* Records:
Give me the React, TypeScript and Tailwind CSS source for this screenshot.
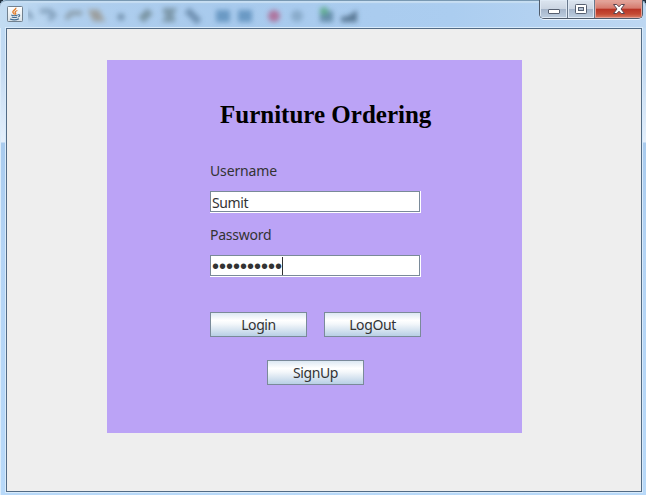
import React from "react";

function BlurredToolbar() {
  return (
    <svg className="block h-[27px] w-[350px]" viewBox="28 0 350 27">
      <defs>
        <filter id="soft" x="-10%" y="-50%" width="120%" height="200%">
          <feGaussianBlur stdDeviation="2.4" />
        </filter>
      </defs>
      <g filter="url(#soft)" opacity="0.68">
        <path d="M27 11l5 8" stroke="#5f7d98" strokeWidth="4" />
        <path d="M40 11h10l4 4-5 5" stroke="#6f8da8" strokeWidth="5" fill="none" />
        <path d="M66 19l5-6h11" stroke="#7d8b93" strokeWidth="5" fill="none" />
        <path d="M90 11h8l5 9h-9z" fill="#8d8377" stroke="#9a9182" strokeWidth="3" />
        <circle cx="121" cy="17" r="3.5" fill="#56758f" />
        <path d="M141 20l9-9" stroke="#647b82" strokeWidth="8" />
        <path d="M163 11h9l-5 8h8" stroke="#68808b" strokeWidth="6" fill="none" />
        <path d="M187 10l12 12" stroke="#557696" strokeWidth="7" />
        <rect x="216" y="10" width="14" height="12" fill="#4e82b1" />
        <rect x="238" y="10" width="14" height="12" fill="#4e82b1" />
        <circle cx="274" cy="16" r="6" fill="#b14d79" />
        <circle cx="297" cy="16" r="6" fill="#7a9cba" />
        <rect x="320" y="11" width="13" height="11" fill="#47718b" />
        <circle cx="324" cy="11" r="4" fill="#3fa063" />
        <path d="M341 22v-5l7-1 9-6v12z" fill="#36526c" />
      </g>
    </svg>
  );
}

function JavaIcon() {
  return (
    <svg className="block h-4 w-4" viewBox="0 0 16 16">
      <defs>
        <linearGradient id="java-bg" x1="0" y1="0" x2="0" y2="1">
          <stop offset="0" stopColor="#ffffff" />
          <stop offset="1" stopColor="#d9e2e8" />
        </linearGradient>
      </defs>
      <rect x="0.5" y="0.5" width="15" height="15" rx="0.8" fill="url(#java-bg)" stroke="#71818f" />
      <path d="M9 1.8C9 4 5.4 4.3 5.8 6.2c.2 1 1.8 1.3 1.4 2.4M10.4 4.5C8 5.2 7.5 6.2 8.6 7.2c.4.6 0 1-.4 1.4" fill="none" stroke="#e07d2c" strokeWidth="1.3" />
      <path d="M4.2 9c1.5.7 4.8.7 6.5 0M4.8 11c1.5.6 4 .6 5.4 0M3 13c2.4.9 6.8.8 9-.3M11 8.8c2.2-.6 2.3 1.4.2 2.1" fill="none" stroke="#426c91" strokeWidth="1.1" />
    </svg>
  );
}

function WindowControls() {
  return (
    <div className="mr-[3px] flex h-[19px] w-[104px] overflow-hidden rounded-b-[5px] border border-t-0 border-[#4f5b6b] shadow-[0_1px_0_#eaf4ff]">
      <div className="flex w-[28px] items-center justify-center border-r border-[#68788c] bg-[linear-gradient(#dce5ef_0%,#cbd5e2_48%,#a4b4c9_50%,#bdcee1_100%)] shadow-[inset_0_0_0_1px_#dfe9f4]">
        <svg className="h-[18px] w-[14px]" viewBox="0 0 14 18">
          <rect x="1.5" y="9.5" width="11" height="4" rx="0.5" fill="#fff" stroke="#555f70" />
        </svg>
      </div>
      <div className="flex w-[27px] items-center justify-center border-r border-[#68788c] bg-[linear-gradient(#dce5ef_0%,#cbd5e2_48%,#a4b4c9_50%,#bdcee1_100%)] shadow-[inset_0_0_0_1px_#dfe9f4]">
        <svg className="h-[18px] w-[14px]" viewBox="0 0 14 18">
          <rect x="1.5" y="4.5" width="11" height="9" rx="0.8" fill="#fff" stroke="#555f70" />
          <rect x="4.5" y="7.5" width="5" height="3" fill="#b4c1d2" stroke="#555f70" />
        </svg>
      </div>
      <div className="flex flex-1 items-center justify-center bg-[linear-gradient(#e3aaa0_0%,#d67a6d_46%,#b83425_50%,#c44a34_78%,#d98268_100%)] shadow-[inset_0_0_0_1px_#e5a196]">
        <svg className="h-[18px] w-[14px]" viewBox="0 0 14 18">
          <path d="M1.5 4.5h3.3L7 6.8l2.2-2.3h3.3L9 9l3.5 4.5H9.2L7 11.2l-2.2 2.3H1.5L5 9z" fill="#fff" stroke="#5a4550" strokeWidth="1" />
        </svg>
      </div>
    </div>
  );
}

function Field({ children }: { children: React.ReactNode }) {
  return (
    <div className="h-[22px] w-[211px] border-b border-r border-white">
      <div className="flex h-[21px] w-[210px] items-center border border-[#7a8a99] bg-white pl-px">{children}</div>
    </div>
  );
}

function Button({ label }: { label: string }) {
  return (
    <button className="flex h-[25px] w-[97px] items-center justify-center border border-[#7a8a99] bg-[linear-gradient(#dde8f3_0%,#ffffff_32%,#f3f7fa_48%,#b8cfe5_100%)] pt-px text-[14px] leading-[20px] tracking-[-0.4px] text-[#333]">
      {label}
    </button>
  );
}

export default function App() {
  return (
    <div className="h-[495px] w-[646px] overflow-hidden bg-[#20303f] font-['Noto_Sans',sans-serif] text-[14px] text-[#333]">
      <div className="flex h-full flex-col rounded-t-[6px] bg-[linear-gradient(#b5d1ed_0px,#bfdaf3_28px,#c3daf2_65px,#e4effb_142px,#a9cbee_143px,#b4d4f5_250px,#b8d9f9_495px)] shadow-[inset_1px_1px_0_#dcecfa]">
        <div className="flex h-[28px] shrink-0 justify-between rounded-t-[6px] bg-[linear-gradient(90deg,#c3dcf2_0%,#b0cfee_10%,#a8caed_35%,#abcdf0_70%,#bdd7f2_100%)] shadow-[inset_0_1px_0_#7999b3,inset_0_3px_1px_#c7def2]">
          <div className="flex pl-[7px]">
            <div className="pt-[6px]"><JavaIcon /></div>
            <div className="pl-[5px]"><BlurredToolbar /></div>
          </div>
          <WindowControls />
        </div>
        <div className="ml-[6px] flex h-[464px] w-[636px] justify-start border border-[#526b85] bg-[#eee] pl-[100px] pt-[31px] shadow-[0_0_0_1px_#d9ebfb]">
          <div className="h-[373px] w-[415px] bg-[#bba3f6] pl-[103px]">
            <h1 className="h-[98px] whitespace-nowrap pl-[10px] pt-[40px] font-['Liberation_Serif',serif] text-[25px] font-bold leading-[30px] text-black">Furniture Ordering</h1>
            <div className="h-[33px] pt-[3px] leading-[20px] tracking-[-0.15px]">Username</div>
            <Field>
              <span className="pt-[2px] leading-[18px] tracking-[-0.4px]">Sumit</span>
            </Field>
            <div className="h-[42px] pt-[12px] leading-[20px] tracking-[-0.25px]">Password</div>
            <Field>
              <span className="pt-[2px] font-['Liberation_Sans',sans-serif] text-[20px] leading-[17px]">••••••••••</span>
              <span className="h-[18px] w-px bg-[#333]" />
            </Field>
            <div className="flex gap-[17px] pt-[35px]">
              <Button label="Login" />
              <Button label="LogOut" />
            </div>
            <div className="pl-[57px] pt-[23px]">
              <Button label="SignUp" />
            </div>
          </div>
        </div>
      </div>
    </div>
  );
}
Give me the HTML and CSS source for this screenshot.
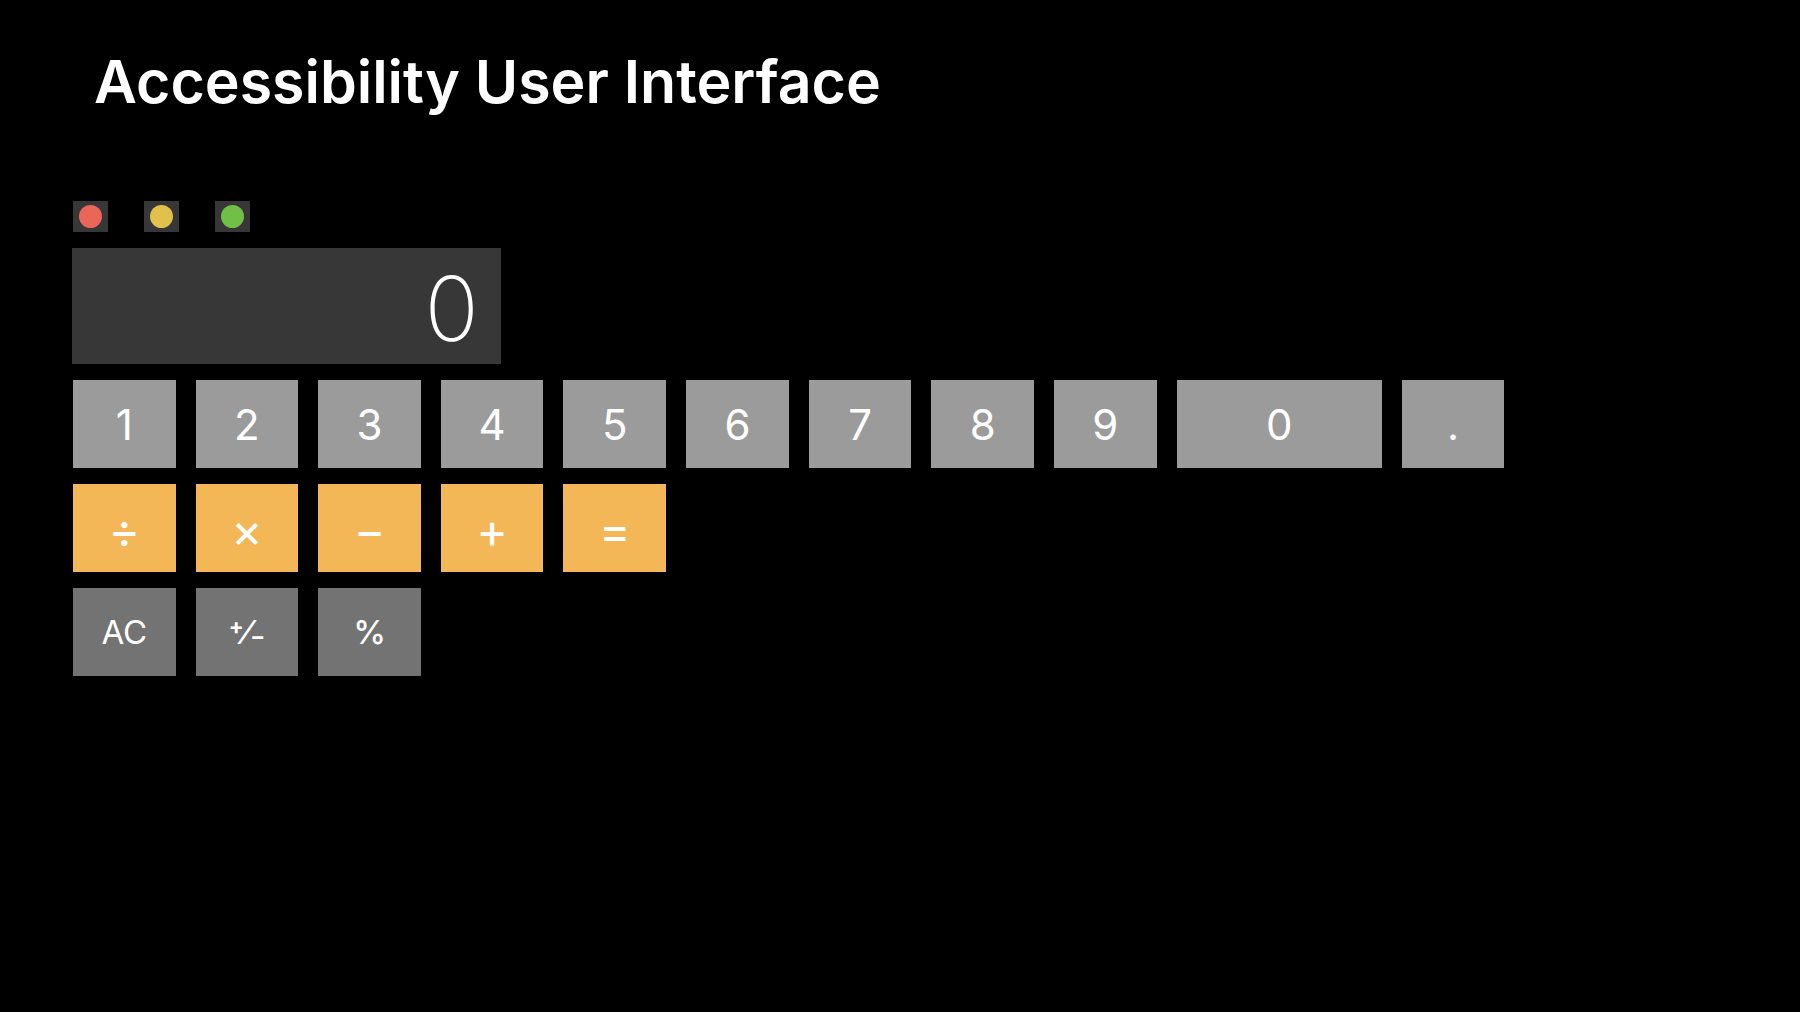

* Goal: Pictures excluded, repeat exactly the lines from the top of the material through the line with "import React from", including both of those lines.

* Exercise response:
Give me the React, TypeScript and Tailwind CSS source for this screenshot.
import React from "react";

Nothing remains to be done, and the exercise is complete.